## Task
Output all lines exactly, with nothing added or dropped.

*****

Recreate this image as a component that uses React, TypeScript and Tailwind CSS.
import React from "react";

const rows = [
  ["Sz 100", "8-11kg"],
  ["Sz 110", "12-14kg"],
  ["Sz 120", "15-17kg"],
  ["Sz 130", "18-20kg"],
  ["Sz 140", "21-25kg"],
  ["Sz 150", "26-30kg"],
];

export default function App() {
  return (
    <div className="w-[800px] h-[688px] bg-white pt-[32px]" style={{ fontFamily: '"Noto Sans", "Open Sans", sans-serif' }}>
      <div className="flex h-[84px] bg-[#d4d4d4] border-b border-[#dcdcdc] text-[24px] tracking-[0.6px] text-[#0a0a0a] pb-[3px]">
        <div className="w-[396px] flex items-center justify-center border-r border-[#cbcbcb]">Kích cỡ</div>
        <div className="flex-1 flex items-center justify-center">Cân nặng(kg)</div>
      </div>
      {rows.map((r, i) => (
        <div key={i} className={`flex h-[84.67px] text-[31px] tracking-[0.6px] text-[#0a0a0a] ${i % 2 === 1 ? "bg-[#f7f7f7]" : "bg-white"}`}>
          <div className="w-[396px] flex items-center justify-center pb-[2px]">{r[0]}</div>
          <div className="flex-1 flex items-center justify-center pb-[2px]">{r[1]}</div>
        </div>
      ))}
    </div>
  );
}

*****

## Task answer
Recreate this image as a component that uses React, TypeScript and Tailwind CSS.
import React from "react";

const rows = [
  ["Sz 100", "8-11kg"],
  ["Sz 110", "12-14kg"],
  ["Sz 120", "15-17kg"],
  ["Sz 130", "18-20kg"],
  ["Sz 140", "21-25kg"],
  ["Sz 150", "26-30kg"],
];

export default function App() {
  return (
    <div className="w-[800px] h-[688px] bg-white pt-[32px]" style={{ fontFamily: '"Noto Sans", "Open Sans", sans-serif' }}>
      <div className="flex h-[84px] bg-[#d4d4d4] border-b border-[#dcdcdc] text-[24px] tracking-[0.6px] text-[#0a0a0a] pb-[3px]">
        <div className="w-[396px] flex items-center justify-center border-r border-[#cbcbcb]">Kích cỡ</div>
        <div className="flex-1 flex items-center justify-center">Cân nặng(kg)</div>
      </div>
      {rows.map((r, i) => (
        <div key={i} className={`flex h-[84.67px] text-[31px] tracking-[0.6px] text-[#0a0a0a] ${i % 2 === 1 ? "bg-[#f7f7f7]" : "bg-white"}`}>
          <div className="w-[396px] flex items-center justify-center pb-[2px]">{r[0]}</div>
          <div className="flex-1 flex items-center justify-center pb-[2px]">{r[1]}</div>
        </div>
      ))}
    </div>
  );
}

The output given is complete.